Des préalables sont indispensables pour que la poste se déploie. C’est le cas des transports. Fort heureusement, le dernier sommet de l’Union africaine a vu la présentation du projet sur le marché unique du transport aérien. Il faudrait également harmoniser le transport terrestre et routier. Puis mettre en réseau les douanes africaines. C’est ainsi que le commerce transfrontalier pourrait être plus fluide et plus sécurisé. La poste ne définit aucune de ces règles mais en a besoin pour contribuer à une ZLEC efficiente. C’est à l’Afrique de prendre ses responsabilités pour regarder ses et servir ses citoyens.

…Nous voulons être le premier secteur à soumettre une directive africaine au parlement panafricain. Nous souhaitons consolider un territoire postal unique sur le continent avec des transactions identiques et plus fluides. Il s’agira d’une directive sur les échanges postaux intraafricains. Il s’agira de les harmoniser….

Avec votre expérience à l’Union panafricaine des postes (Upap), quelles solutions d’optimisation envisagez-vous pour la création des chaines de valeurs postales en Afrique ?
Je n’ai que six ans au sein de l’Union panafricaine des postes. L’une des dernières institutions d’intégration à porter le qualificatif « panafricain ». Mais toute ma vie, je l’ai passé à œuvrer à l’améliorer des conditions d’exercice de la poste, soit une quarantaine d’années.
Au niveau du continent africain, nous travaillons avec les autres acteurs. Notamment avec le Parlement panafricain. Nous voulons être le premier secteur à soumettre une directive africaine au parlement panafricain.

Nous souhaitons consolider un territoire postal unique sur le continent avec des transactions identiques et plus fluides. Il s’agira d’une directive sur les échanges postaux intraafricains. Il s’agira de les harmoniser. C’est une de nos missions, harmoniser les politiques et règlementations africaines. Nous allons bientôt publier les termes de références d’une étude préalable. Des consultants vont nous élaborer une directive continentale. Nous allons la soumettre aux instances africaines. J’ai promis au président Nkodo Dang que nous serons prêts lorsqu’ils seront opérationnels pour légiférer.
Nous travaillons également à l’harmonisation opérationnelle.

Avec les pays africains membres de l’Upap, nous élaborons un plan quadriennal que nous appelons plan de développement régional Afrique. C’est une déclinaison tropicalisée de la stratégie postale mondiale que l’Upu a adoptée. Nous avons identifié les domaines prioritaires pour rendre la poste opérationnelle avec de la valeur ajoutée.
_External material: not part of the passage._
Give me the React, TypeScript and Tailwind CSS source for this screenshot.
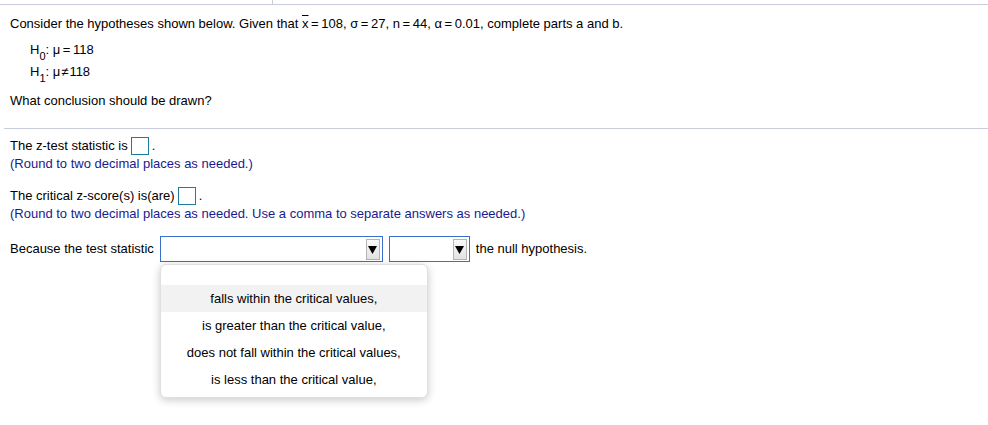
import React from "react";

const options = [
  "falls within the critical values,",
  "is greater than the critical value,",
  "does not fall within the critical values,",
  "is less than the critical value,",
];

function AnswerBox() {
  return <span className="inline-block w-[18px] h-[18px] border border-[#1a7d9c] bg-white align-middle mx-[3px]" />;
}

function SelectArrow() {
  return (
    <div className="w-[14px] h-[21px] border border-[#b4b4b4] bg-gradient-to-b from-[#fafafa] to-[#e2e2e2] flex items-center justify-center mr-[2px]">
      <svg width="9" height="9" viewBox="0 0 9 9">
        <path d="M0 1 L9 1 L4.5 9 Z" fill="#000" />
      </svg>
    </div>
  );
}

const eq = "\u2009=\u2009";

export default function App() {
  return (
    <div className="w-[988px] h-[425px] bg-white text-black text-[13px] font-['Liberation_Sans',Arial,sans-serif]">
      <div className="h-[4px] ml-[272px] w-px bg-[#c9ccda]" />
      <div className="h-px bg-[#c9ccda]" />

      <div className="pl-[10px] pt-[9px]">
        <div className="leading-[20px]">
          Consider the hypotheses shown below. Given that <span className="overline">x</span>
          {`${eq}108, σ${eq}27, n${eq}44, α${eq}0.01, complete parts a and b.`}
        </div>
        <div className="pl-[20px] pt-[5px] leading-[22px]">
          <div>
            H<sub className="text-[11px] align-[-3px]">0</sub>: μ{eq}118
          </div>
          <div>
            H<sub className="text-[11px] align-[-3px]">1</sub>: μ<span className="mx-[1px]">≠</span>118
          </div>
        </div>
        <div className="pt-[8px] leading-[20px]">What conclusion should be drawn?</div>
      </div>

      <div className="mt-[17px] ml-[4px] h-px bg-[#c9ccda]" />

      <div className="pl-[10px] pt-[7px]">
        <div className="leading-[19px] flex items-center">
          The z-test statistic is
          <AnswerBox />.
        </div>
        <div className="leading-[18px] text-[#1a1a8e]">(Round to two decimal places as needed.)</div>

        <div className="pt-[13px] leading-[19px] flex items-center">
          The critical z-score(s) is(are)
          <AnswerBox />.
        </div>
        <div className="leading-[18px] text-[#1a1a8e]">
          (Round to two decimal places as needed. Use a comma to separate answers as needed.)
        </div>

        <div className="pt-[13px] flex items-center gap-[6px]">
          <span>Because the test statistic</span>
          <div className="relative">
            <div className="w-[223px] h-[26px] border border-[#3a6fd0] bg-white flex items-center justify-end">
              <SelectArrow />
            </div>
            <div className="absolute left-0 top-[28px] w-[268px] bg-white border border-[#e0e0e0] rounded-[6px] shadow-[0_2px_8px_rgba(0,0,0,0.22)] pb-[4px]">
              <div className="h-[20px]" />
              {options.map((o, i) => (
                <div
                  key={o}
                  className={`h-[27px] flex items-center justify-center ${i === 0 ? "bg-[#f2f2f2]" : ""}`}
                >
                  {o}
                </div>
              ))}
            </div>
          </div>
          <div className="w-[81px] h-[26px] border border-[#3a6fd0] bg-white flex items-center justify-end">
            <SelectArrow />
          </div>
          <span>the null hypothesis.</span>
        </div>
      </div>
    </div>
  );
}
Comme domaines prioritaires, nous avons : le commerce électronique, les services financiers et l’amélioration de la qualité des services.

Qu’est-ce qui a déjà été fait à ce jour dans le vaste chantier de réanimation de la poste africaine ?
Nous pouvons déjà nous réjouir de l’adoption de la résolution L12 relative à la promotion de l’inclusion financière à travers le réseau postal. Les ministres africains de l’économie, de la planification et des finances ont reconnu la poste comme acteur d’inclusion financière notamment des populations à faible revenu et des zones rurales reculées.

Ils se sont engagés à moderniser le réseau postal reconnaissant son état de désuétude. Un appel a été lancé envers les bailleurs de fonds pour la réhabilitation de la poste africaine. En 2016, les chefs d’Etat l’ont adopté et ont réinstruit leurs ministres des finances et de l’économie de mettre procéder à sa mise en œuvre. La même résolution reconnait la spécificité des services financiers postaux. Et pour sa régulation, il y a besoin d’une collaboration entre les régulateurs financiers et les régulateurs postaux sectoriels.